▸ **What is expected**: Copy out the lines that have "this" in them.

── Dataset content

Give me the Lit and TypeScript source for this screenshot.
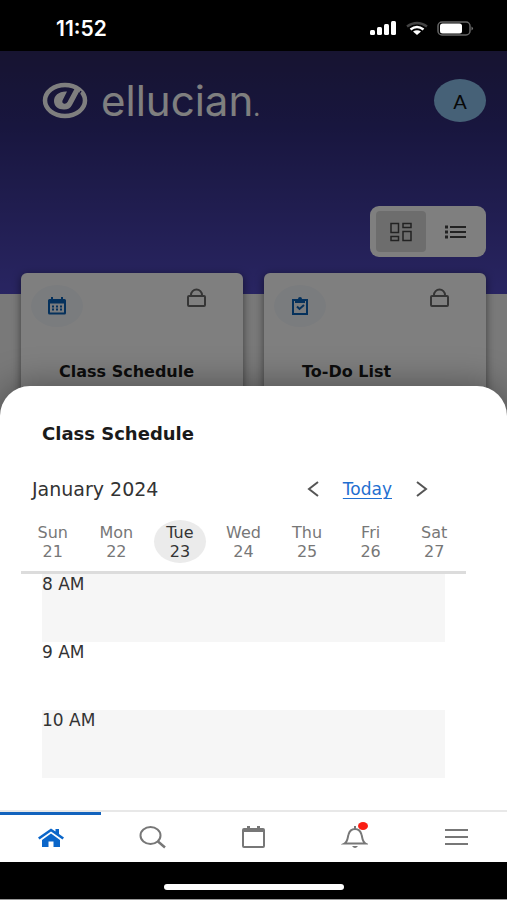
import { LitElement, html, css, svg, nothing } from "lit";
import { customElement, property, state } from "lit/decorators.js";
import { classMap } from "lit/directives/class-map.js";

const lock = html`<svg class="lock" width="20" height="20" viewBox="0 0 20 20" fill="none" stroke="#6b6b6b" stroke-width="2" aria-hidden="true">
  <rect x="1" y="8" width="17" height="10" rx="1"></rect>
  <path d="M4 8V7a5.500 5.500 0 0 1 11 0v1"></path>
</svg>`;

const calendarBadge = html`<svg width="20" height="20" viewBox="0 0 20 20" aria-hidden="true">
  <path fill="#0b62b8" fill-rule="evenodd" d="M4 1h2v2h8V1h2v2h1.500a1.500 1.500 0 0 1 1.500 1.500v12.500a1.500 1.500 0 0 1-1.500 1.500h-15a1.500 1.500 0 0 1-1.500-1.500V4.500A1.500 1.500 0 0 1 2.500 3H4zM3 7.500V16.500h14V7.500z"></path>
  <path stroke="#0b62b8" stroke-width="2" stroke-dasharray="2 2" d="M5 10.500h10M5 13.500h10"></path>
</svg>`;

const taskBadge = html`<svg width="20" height="20" viewBox="0 0 20 20" fill="none" stroke="#0b62b8" stroke-width="2" aria-hidden="true">
  <rect x="3" y="4" width="14" height="14"></rect>
  <path d="M7 10.500l2.500 2.500L14 9"></path>
  <path fill="#0b62b8" stroke="none" d="M5 3h3a2 2 0 0 1 4 0h3v4H5z"></path>
</svg>`;

@customElement("status-bar")
class StatusBar extends LitElement {
  static styles = css`
    :host {
      display: flex;
      align-items: center;
      justify-content: space-between;
      height: 51px;
      padding: 6px 33px 0 56px;
      box-sizing: border-box;
      background: #000;
      color: #fff;
      font: 600 21px/24px Inter, sans-serif;
    }
    .signals { display: flex; align-items: center; gap: 9px; }
  `;
  render() {
    return html`<time>11:52</time>
      <div class="signals">
        <svg width="28" height="15" viewBox="0 0 28 15" fill="#fff" aria-label="Cellular signal">
          <rect x="1" y="9" width="5" height="5" rx="1.500"></rect>
          <rect x="8" y="6" width="5" height="8" rx="1.500"></rect>
          <rect x="15" y="3" width="5" height="11" rx="1.500"></rect>
          <rect x="22" y="0" width="5" height="14" rx="1.500"></rect>
        </svg>
        <svg width="22" height="15" viewBox="0 0 22 15" fill="none" stroke="#fff" stroke-width="2.500" aria-label="Wi-Fi">
          <path stroke="#444" d="M1 5.500Q11-1.500 21 5.500"></path>
          <path d="M4.500 8.500Q11 3.500 17.500 8.500"></path>
          <path fill="#fff" stroke="none" d="M7 10.500Q11 8 15 10.500L11 14z"></path>
        </svg>
        <svg width="37" height="15" viewBox="0 0 37 15" aria-label="Battery">
          <rect x="1" y="1" width="32" height="13" rx="4" fill="none" stroke="#666" stroke-width="1.500"></rect>
          <rect x="3" y="2.500" width="22" height="10" rx="2.500" fill="#fff"></rect>
          <path d="M34.500 5.500q3 2 0 4z" fill="#777"></path>
        </svg>
      </div>`;
  }
}

@customElement("dashboard-card")
class DashboardCard extends LitElement {
  @property() heading = "";
  @property({ attribute: false }) icon: unknown = nothing;
  static styles = css`
    :host {
      display: block;
      min-height: 200px;
      padding: 12px 10px;
      box-sizing: border-box;
      border-radius: 6px;
      background: #fff;
      box-shadow: 0 2px 8px rgba(0, 0, 0, 0.5);
    }
    .top { display: flex; justify-content: space-between; align-items: flex-start; padding-right: 26px; }
    .badge {
      display: grid;
      place-items: center;
      width: 52px;
      height: 42px;
      border-radius: 50%;
      background: #f5f8fc;
    }
    .lock { margin-top: 3px; }
    h2 { margin: 34px 0 0 28px; color: #1a1a1a; font: bold 16px/22px "DejaVu Sans", sans-serif; white-space: nowrap; }
  `;
  render() {
    return html`<div class="top"><span class="badge">${this.icon}</span>${lock}</div>
      <h2>${this.heading}</h2>`;
  }
}

@customElement("schedule-sheet")
class ScheduleSheet extends LitElement {
  @state() private selected = 23;
  private days: [string, number][] = [
    ["Sun", 21], ["Mon", 22], ["Tue", 23], ["Wed", 24], ["Thu", 25], ["Fri", 26], ["Sat", 27],
  ];
  private hours = ["8 AM", "9 AM", "10 AM"];
  static styles = css`
    :host {
      display: block;
      padding: 36px 41px 32px 21px;
      border-radius: 30px 30px 0 0;
      background: #fff;
      box-shadow: 0 0 36px rgba(0, 0, 0, 0.4);
      color: #333;
      font: 17px/20px "DejaVu Sans", sans-serif;
    }
    button { padding: 0; border: 0; background: none; color: inherit; font: inherit; cursor: pointer; }
    h1 { margin: 0 0 0 21px; color: #1a1a1a; font: bold 18px/24px "DejaVu Sans", sans-serif; }
    .month { display: flex; align-items: center; margin-top: 27px; padding: 0 34px 0 11px; height: 32px; }
    h2 { flex: 1; margin: 0; font: 19px/24px "DejaVu Sans", sans-serif; white-space: nowrap; }
    .step { display: grid; place-items: center; width: 20px; height: 32px; }
    .today { margin: 0 20px; color: #1f6fd0; text-decoration: underline; text-decoration-thickness: 1px; text-underline-offset: 3px; }
    .week { display: grid; grid-template-columns: repeat(7, 1fr); justify-items: center; margin-top: 15px; padding-bottom: 8px; border-bottom: 3px solid #dcdcdc; color: #777; }
    .day { display: flex; flex-direction: column; align-items: center; justify-content: center; width: 52px; height: 43px; border-radius: 50%; font-size: 16px; line-height: 19px; }
    .chosen { background: #ebebeb; color: #333; }
    ol { margin: 0; padding: 0 21px; list-style: none; }
    li { height: 68px; }
    li:nth-child(odd) { background: #f6f6f6; }
  `;
  render() {
    return html`<h1>Class Schedule</h1>
      <div class="month">
        <h2>January 2024</h2>
        <button class="step" aria-label="Previous week">
          <svg width="14" height="16" viewBox="0 0 14 16" fill="none" stroke="#555" stroke-width="2"><path d="M12 1L3 8l9 7"></path></svg>
        </button>
        <button class="today" @click=${() => (this.selected = 23)}>Today</button>
        <button class="step" aria-label="Next week">
          <svg width="14" height="16" viewBox="0 0 14 16" fill="none" stroke="#555" stroke-width="2"><path d="M2 1l9 7-9 7"></path></svg>
        </button>
      </div>
      <div class="week">
        ${this.days.map(([name, date]) => html`<button
          class=${classMap({ day: true, chosen: date === this.selected })}
          aria-pressed=${date === this.selected}
          @click=${() => (this.selected = date)}
        ><span>${name}</span><span>${date}</span></button>`)}
      </div>
      <ol>${this.hours.map((hour) => html`<li>${hour}</li>`)}</ol>`;
  }
}

@customElement("tab-bar")
class TabBar extends LitElement {
  private tabs = [
    { label: "Home", art: svg`<g fill="#0b66c9"><path d="M14 7.500l9 6.500V21h-6.500v-5.500h-5V21H5v-7z"></path><path d="M14 2.500l4.500 3V3H22v5l5 3.500-1.500 2L14 5.500 2.500 13.500 1 11.500z"></path></g>` },
    { label: "Search", art: svg`<g fill="none" stroke="#777" stroke-width="2"><ellipse cx="11.500" cy="9.500" rx="10" ry="8.500"></ellipse><path stroke-width="2.500" d="M19 15.500l7 6"></path></g>` },
    { label: "Calendar", art: svg`<g fill="none" stroke="#777" stroke-width="2"><rect x="3" y="3" width="21" height="18" rx="1"></rect><path stroke-width="3" d="M3 4.500h21"></path><path stroke-width="3" d="M8.500 0v4M18.500 0v4"></path></g>` },
    { label: "Notifications", art: svg`<g fill="none" stroke="#777" stroke-width="2"><path d="M3.500 17.500c3.500-2 3-6 4-9C8.500 5 11 3 14 3s5.500 2 6.500 5.500c1 3 .5 7 4 9z"></path><path d="M14 0v3"></path><path fill="#777" stroke="none" d="M11 20h6q-3 4-6 0z"></path></g>` },
    { label: "Menu", art: svg`<path stroke="#777" stroke-width="2" d="M2 4h23M2 11h23M2 18h23"></path>` },
  ];
  static styles = css`
    :host { display: block; background: #fff; }
    nav { display: grid; grid-template-columns: repeat(5, 1fr); border-top: 2px solid #e8e8e8; }
    a { display: grid; place-items: center; height: 50px; padding-bottom: 2px; box-sizing: border-box; border-top: 3px solid transparent; }
    a.current { border-color: #1263bd; }
    .glyph { position: relative; display: flex; }
    .alert { position: absolute; top: -4px; right: 0; width: 10px; height: 8px; border-radius: 50%; background: #fa1e14; }
  `;
  render() {
    return html`<nav>${this.tabs.map((tab, i) => html`<a href="#${tab.label.toLowerCase()}" aria-label=${tab.label} class=${classMap({ current: i === 0 })}>
      <span class="glyph"><svg width="27" height="23" viewBox="0 0 27 23">${tab.art}</svg>${i === 3 ? html`<span class="alert"></span>` : nothing}</span>
    </a>`)}</nav>`;
  }
}

@customElement("app-root")
class AppRoot extends LitElement {
  static styles = css`
    :host { display: flex; flex-direction: column; min-height: 100vh; background: #fff; }
    .stage { flex: 1; display: grid; overflow: hidden; }
    .stage > * { grid-area: 1 / 1; min-width: 0; }
    .dashboard { display: grid; grid-template-rows: auto 1fr; background: #f2f2f2; }
    .hero {
      height: 243px;
      padding: 28px 21px 0 42px;
      box-sizing: border-box;
      background: linear-gradient(#2e2862, #302c7c 30%, #524ac4);
    }
    .brand { display: flex; align-items: center; justify-content: space-between; height: 43px; }
    .logo { display: flex; align-items: center; gap: 13px; color: #fff; font: 42px/42px Inter, sans-serif; }
    .logo small { font-size: 24px; line-height: 24px; }
    .avatar { width: 52px; height: 43px; padding: 0; border: 0; border-radius: 50%; background: #8cc3ee; color: #111; font: 20px/24px Lato, sans-serif; }
    .views { display: flex; justify-content: space-between; width: 116px; height: 51px; margin: 84px 0 0 auto; padding: 5px 6px; box-sizing: border-box; border-radius: 9px; background: #fff; }
    .view { display: grid; place-items: center; width: 50px; padding: 0; border: 0; border-radius: 4px; background: none; }
    .on { background: #dadada; }
    .cards { display: grid; grid-template-columns: 1fr 1fr; align-items: start; gap: 21px; margin-top: -21px; padding: 0 21px; }
    .scrim { z-index: 1; background: rgba(0, 0, 0, 0.5); }
    schedule-sheet { z-index: 2; align-self: end; }
    .home { display: grid; place-items: center; height: 38px; padding-top: 12px; box-sizing: border-box; border-bottom: 1px solid #999; background: #000; }
    .handle { width: 180px; height: 6px; border-radius: 3px; background: #fff; }
  `;
  render() {
    return html`<status-bar></status-bar>
      <div class="stage">
        <div class="dashboard">
          <header class="hero">
            <div class="brand">
              <div class="logo">
                <svg width="46" height="37" viewBox="0 0 46 37" fill="none" stroke="#fff" aria-hidden="true">
                  <ellipse cx="23" cy="18.500" rx="20" ry="15.500" stroke-width="4.500"></ellipse>
                  <path fill="#fff" stroke="none" d="M25 9.500C17 9 12 13.500 12 19c0 5 4 8.500 10 8.500 4 0 6.500-1.500 8-4.500l7.500-14-4.500-3-7.500 14q-1.500 2.500-4 1.500-2-1-1-3z"></path>
                  <path stroke="#302b74" stroke-width="1.500" d="M39 9l-4 7"></path>
                </svg>
                <span>ellucian<small>.</small></span>
              </div>
              <button class="avatar" aria-label="Account">A</button>
            </div>
            <div class="views">
              <button class="view on" aria-label="Card view">
                <svg width="24" height="20" viewBox="0 0 24 20" fill="none" stroke="#444" stroke-width="1.500"><path d="M2 1.500h7.500v9H2zM14 1.500h8v4h-8zM2 14.500h7.500v4H2zM14 9.500h8v9h-8z"></path></svg>
              </button>
              <button class="view" aria-label="List view">
                <svg width="22" height="16" viewBox="0 0 22 16" stroke="#444" stroke-width="2"><path d="M6 3h16M6 8h16M6 13h16"></path><path stroke-width="3" d="M1 3h3M1 8h3M1 13h3"></path></svg>
              </button>
            </div>
          </header>
          <div class="cards">
            <dashboard-card heading="Class Schedule" .icon=${calendarBadge}></dashboard-card>
            <dashboard-card heading="To-Do List" .icon=${taskBadge}></dashboard-card>
          </div>
        </div>
        <div class="scrim"></div>
        <schedule-sheet></schedule-sheet>
      </div>
      <tab-bar></tab-bar>
      <div class="home"><div class="handle"></div></div>`;
  }
}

────

▸ **The output**:
Give me the Lit and TypeScript source for this screenshot.
    return html`<div class="top"><span class="badge">${this.icon}</span>${lock}</div>
      <h2>${this.heading}</h2>`;
        <button class="today" @click=${() => (this.selected = 23)}>Today</button>
        ${this.days.map(([name, date]) => html`<button
          class=${classMap({ day: true, chosen: date === this.selected })}
          aria-pressed=${date === this.selected}
          @click=${() => (this.selected = date)}
      <ol>${this.hours.map((hour) => html`<li>${hour}</li>`)}</ol>`;
    return html`<nav>${this.tabs.map((tab, i) => html`<a href="#${tab.label.toLowerCase()}" aria-label=${tab.label} class=${classMap({ current: i === 0 })}>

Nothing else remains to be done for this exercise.